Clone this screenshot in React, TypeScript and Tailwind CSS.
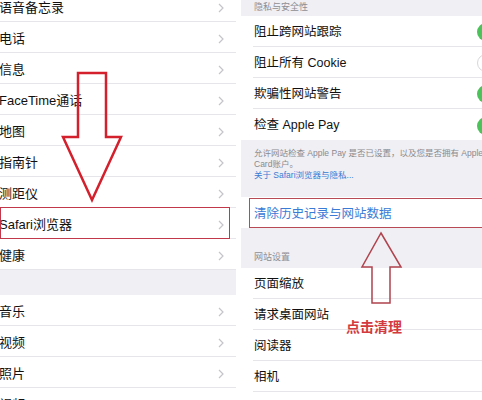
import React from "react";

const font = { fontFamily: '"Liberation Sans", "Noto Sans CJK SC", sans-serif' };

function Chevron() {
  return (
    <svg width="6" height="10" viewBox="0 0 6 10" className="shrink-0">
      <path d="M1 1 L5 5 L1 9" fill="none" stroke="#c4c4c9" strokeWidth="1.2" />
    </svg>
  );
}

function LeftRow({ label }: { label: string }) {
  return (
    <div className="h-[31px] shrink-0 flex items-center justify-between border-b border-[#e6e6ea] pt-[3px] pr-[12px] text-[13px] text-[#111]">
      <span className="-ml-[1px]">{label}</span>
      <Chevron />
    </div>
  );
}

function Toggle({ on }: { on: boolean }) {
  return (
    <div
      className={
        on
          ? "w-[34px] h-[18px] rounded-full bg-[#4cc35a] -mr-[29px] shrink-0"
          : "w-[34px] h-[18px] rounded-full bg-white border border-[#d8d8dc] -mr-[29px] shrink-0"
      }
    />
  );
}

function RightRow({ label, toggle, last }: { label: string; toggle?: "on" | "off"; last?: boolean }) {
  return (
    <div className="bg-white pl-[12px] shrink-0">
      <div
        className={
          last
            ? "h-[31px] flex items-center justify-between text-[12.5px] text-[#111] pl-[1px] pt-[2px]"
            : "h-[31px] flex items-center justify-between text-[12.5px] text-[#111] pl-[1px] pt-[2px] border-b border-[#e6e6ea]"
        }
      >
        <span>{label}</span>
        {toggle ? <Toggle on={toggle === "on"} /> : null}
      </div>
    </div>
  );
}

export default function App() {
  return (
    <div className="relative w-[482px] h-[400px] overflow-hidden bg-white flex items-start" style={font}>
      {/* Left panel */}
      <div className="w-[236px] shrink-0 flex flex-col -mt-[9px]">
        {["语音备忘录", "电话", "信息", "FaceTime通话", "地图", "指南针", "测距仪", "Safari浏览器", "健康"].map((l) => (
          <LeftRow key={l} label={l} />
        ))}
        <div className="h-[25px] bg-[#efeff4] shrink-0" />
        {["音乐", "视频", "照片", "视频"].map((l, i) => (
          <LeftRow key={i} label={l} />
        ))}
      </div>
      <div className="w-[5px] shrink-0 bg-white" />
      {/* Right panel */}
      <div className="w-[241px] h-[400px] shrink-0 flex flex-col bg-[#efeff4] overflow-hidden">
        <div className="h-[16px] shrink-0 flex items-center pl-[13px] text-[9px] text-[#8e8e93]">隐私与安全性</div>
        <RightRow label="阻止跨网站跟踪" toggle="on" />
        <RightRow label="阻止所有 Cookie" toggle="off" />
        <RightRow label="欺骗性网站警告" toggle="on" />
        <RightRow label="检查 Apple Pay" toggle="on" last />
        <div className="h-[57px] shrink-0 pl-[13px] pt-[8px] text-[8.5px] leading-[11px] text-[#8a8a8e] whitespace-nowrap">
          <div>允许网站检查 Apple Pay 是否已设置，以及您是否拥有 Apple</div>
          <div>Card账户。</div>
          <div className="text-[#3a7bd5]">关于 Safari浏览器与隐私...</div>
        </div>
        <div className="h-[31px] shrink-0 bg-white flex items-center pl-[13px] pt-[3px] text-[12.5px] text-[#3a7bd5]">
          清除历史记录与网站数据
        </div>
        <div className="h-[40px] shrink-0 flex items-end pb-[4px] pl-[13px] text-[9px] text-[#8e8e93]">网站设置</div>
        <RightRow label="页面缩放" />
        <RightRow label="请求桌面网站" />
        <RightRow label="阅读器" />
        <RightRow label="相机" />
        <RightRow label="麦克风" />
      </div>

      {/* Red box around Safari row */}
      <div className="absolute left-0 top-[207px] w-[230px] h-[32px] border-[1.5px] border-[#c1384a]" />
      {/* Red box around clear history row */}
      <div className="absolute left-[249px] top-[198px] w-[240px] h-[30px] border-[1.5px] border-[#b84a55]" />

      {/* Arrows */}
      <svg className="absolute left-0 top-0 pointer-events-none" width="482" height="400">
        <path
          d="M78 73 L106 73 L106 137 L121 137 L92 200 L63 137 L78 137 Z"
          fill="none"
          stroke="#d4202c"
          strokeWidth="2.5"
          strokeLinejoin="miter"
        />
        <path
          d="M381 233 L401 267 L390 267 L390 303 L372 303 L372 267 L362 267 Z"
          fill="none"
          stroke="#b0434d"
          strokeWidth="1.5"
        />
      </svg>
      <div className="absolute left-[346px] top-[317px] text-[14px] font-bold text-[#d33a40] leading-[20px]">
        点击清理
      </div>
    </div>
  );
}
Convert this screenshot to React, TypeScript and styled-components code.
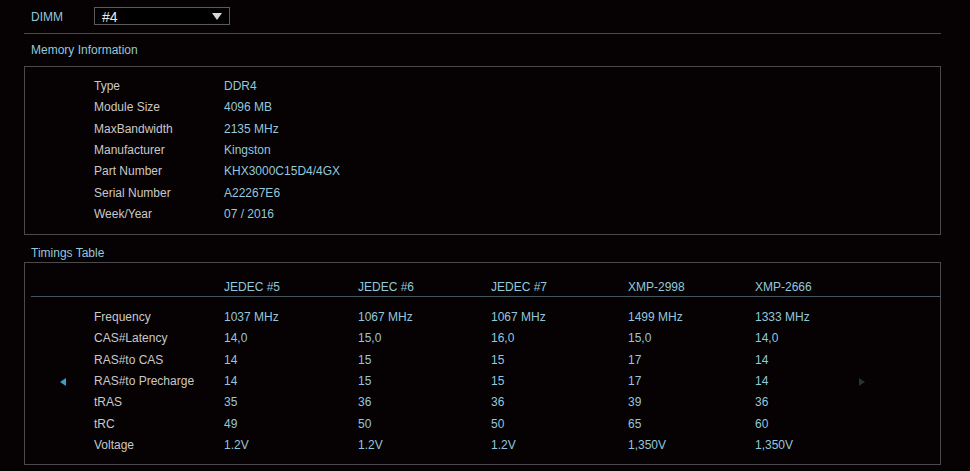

* **Exercise brief**: Count how many lines above carry the word "React". Only the number is required.

* **Exercise answer**: 3